A few feet from the Old Church stood two pyramids; that next to the church twenty-six feet high, on which were many antiquities worn out by age. On the uppermost story of it, was a pontifical image; on the second, the image of a king, with these letter, Heri, Sexi, and Blisier; on the third, were these words, Wemerest, Bantomp, Wineweng; on the fourth, Hate, Wulfred, and Eanfled; on the fifth, and lowest, an image, and this inscription, Logior, Weslicas, Bregden, Swelves, Hwingendes, Bera. The other pyramid was eighteen feet high, and had four stages, on which was to be read, Hedde Bishop Bregored, and Breorward. What these words signify is not known; but it is guess’d, they were the names of the persons deposited within the pyramid. So great was the respect paid by our ancestors to this place, that they durst not utter any idle words, nor so much as spit in the church, or church-yard, unless compell’d by the utmost necessity, and even then with the utmost reluctancy and remorse: Neither durst any man bring a hawk, horse, or dog into the church, because it had been often observed, that such as had been accidentally brought in, immediately died. Even from foreign countries the earth of this church-yard was sent for, to bury with the greatest persons; and it is reported, that even a Mahometan sultan, having taken an English gentleman in the Holy Land, gave him his liberty, upon promise, that he would bring him a gantlet full of that earth, which was accordingly perform’d, and the gentleman returning to Glastonbury, declared the same upon oath.
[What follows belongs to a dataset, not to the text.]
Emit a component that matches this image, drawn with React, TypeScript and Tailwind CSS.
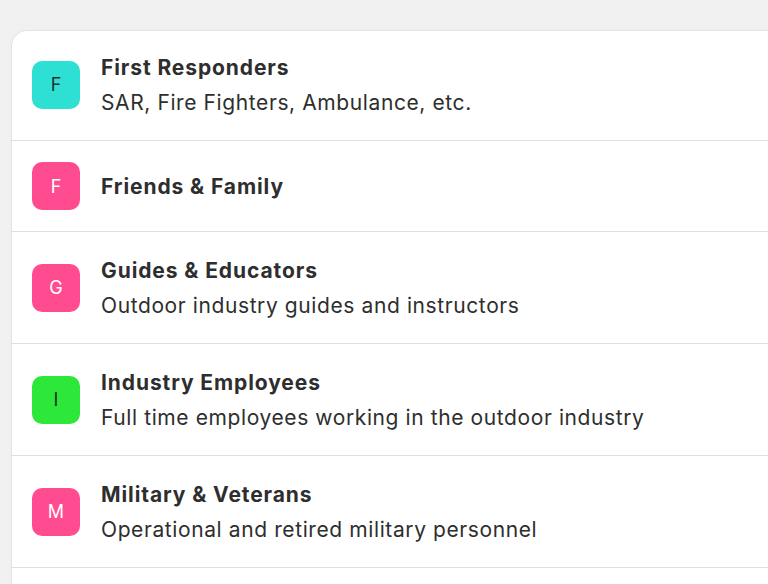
const groups = [
  {
    letter: "F",
    title: "First Responders",
    subtitle: "SAR, Fire Fighters, Ambulance, etc.",
    color: "bg-[#2ee0d4] text-[#1f3331]",
  },
  {
    letter: "F",
    title: "Friends & Family",
    subtitle: "",
    color: "bg-[#ff4b8f] text-white",
  },
  {
    letter: "G",
    title: "Guides & Educators",
    subtitle: "Outdoor industry guides and instructors",
    color: "bg-[#ff4b8f] text-white",
  },
  {
    letter: "I",
    title: "Industry Employees",
    subtitle: "Full time employees working in the outdoor industry",
    color: "bg-[#2de83a] text-[#17331a]",
  },
  {
    letter: "M",
    title: "Military & Veterans",
    subtitle: "Operational and retired military personnel",
    color: "bg-[#ff4b8f] text-white",
  },
];

export default function App() {
  return (
    <div
      className="h-[584px] w-[768px] overflow-hidden bg-[#f0f0f0] pl-[11px] pt-[30px]"
      style={{ fontFamily: "Inter, 'Noto Sans', sans-serif" }}
    >
      <ul className="h-[600px] w-[780px] rounded-tl-[16px] border-l border-t border-[#e2e2e2] bg-white">
        {groups.map((g, i) => (
          <li
            key={i}
            className="flex items-center border-b border-[#e0e0e0] pb-[21px] pl-[20px] pt-[21px] first:pt-[19px]"
          >
            <div
              className={`flex h-[48px] w-[48px] shrink-0 items-center justify-center rounded-[10px] text-[18px] ${g.color}`}
            >
              {g.letter}
            </div>
            <div className="ml-[21px] flex translate-y-[1px] flex-col text-[#2e2e2e]">
              <span className="text-[21px] font-bold leading-[34px] tracking-[0.9px]">
                {g.title}
              </span>
              {g.subtitle && (
                <span className="text-[21px] leading-[35px] tracking-[0.6px]">
                  {g.subtitle}
                </span>
              )}
            </div>
          </li>
        ))}
      </ul>
    </div>
  );
}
As to the burial of King Arthur, Mr. Cambden makes no doubt of it, and gives us from Giraldus Cambrensis, an account how King Henry II. caused search to be made for his tomb, and before they had dug seven foot, they came to a great stone, having a cross of lead on the inside of it, and the subsequent letters, or inscription upon it, and in the following rude character; which the said Giraldus Cambrensis, Mr. Cambden says, was an eye-witness of, as well as of a coffin of hollow’d oak, which they found by digging nine foot deeper than the inscription, wherein were deposited the bones of that great prince.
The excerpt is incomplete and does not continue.